Jon Bennett: Playing with Men

Jon Bennett: Playing with Men
Adelaide Fringe 2021. Gluttony. Mar 3 – 21, 2021

Running onto stage to a mixed response due to his Adelaide Crows football kit (‘this was really cheap this year for some reason’), Jon Bennett sets our expectations with a rapid-fire delivery of notes about the venue and what we’re going to be hearing from him over the next hour. He promises a visit from a possum (who duly turned up in the second half), people shouting over the fence behind us, and some embarrassing conversations. It is perhaps a fitting venue to be talking about the strange and ancient world of male sport culture in Australia.

Appointing a ‘captain’ to lead applause, Bennett dips into his past as a country boy, his friends at school, the dogs in his life, and his inevitable time in the local footy team. It’s here we learn about significant points in his life: when his friend turned 16; when the same friend turned 19. Then the fast-paced, robustness of his hilarious comedy suddenly sobers up, and we’re fumbling with Bennett trying to articulate his grief in a world where he’s repeatedly told ‘boys don’t cry’.

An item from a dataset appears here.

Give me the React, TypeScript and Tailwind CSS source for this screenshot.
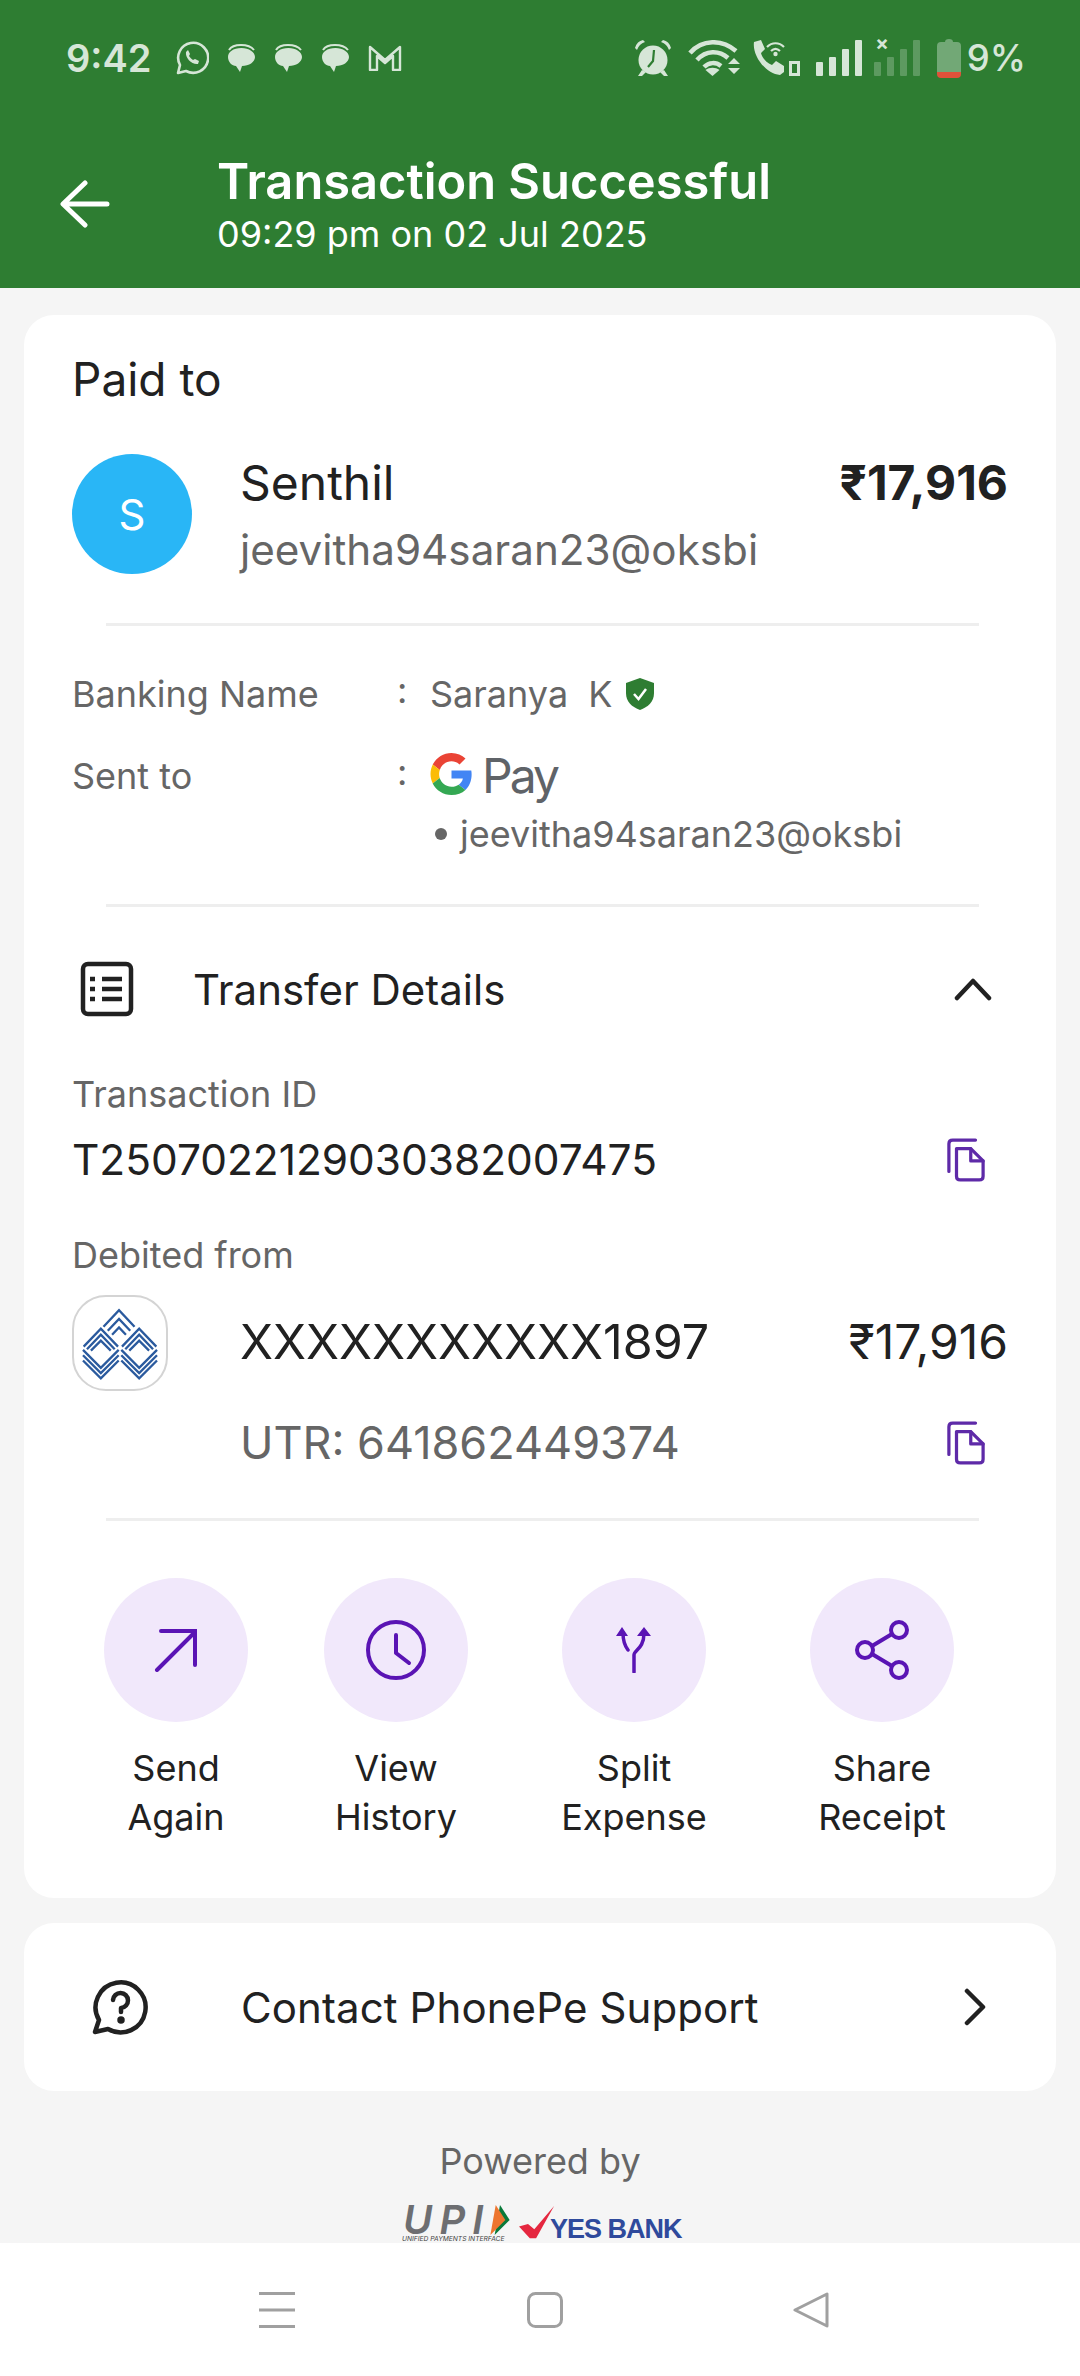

The comedy washes in and out over the serious undertones of toxic masculinity: mostly violence and refusing to deal with any emotions, with only anger allowed to be expressed. When he explains to us that a ‘funny’ story he told earlier, to which we responded with volumes of laughter, was basically sexual assault, the venue is silent. We’ve been complicit. It’s not done to shame us; more to point out that how we’re brought up has defined our values.

Bennett expertly engages us with his wit and self-deprecating charm, so this is a performance we enjoy and endure, together. It is successful in combining the release of a good laugh with a depth of meaning we must process afterwards.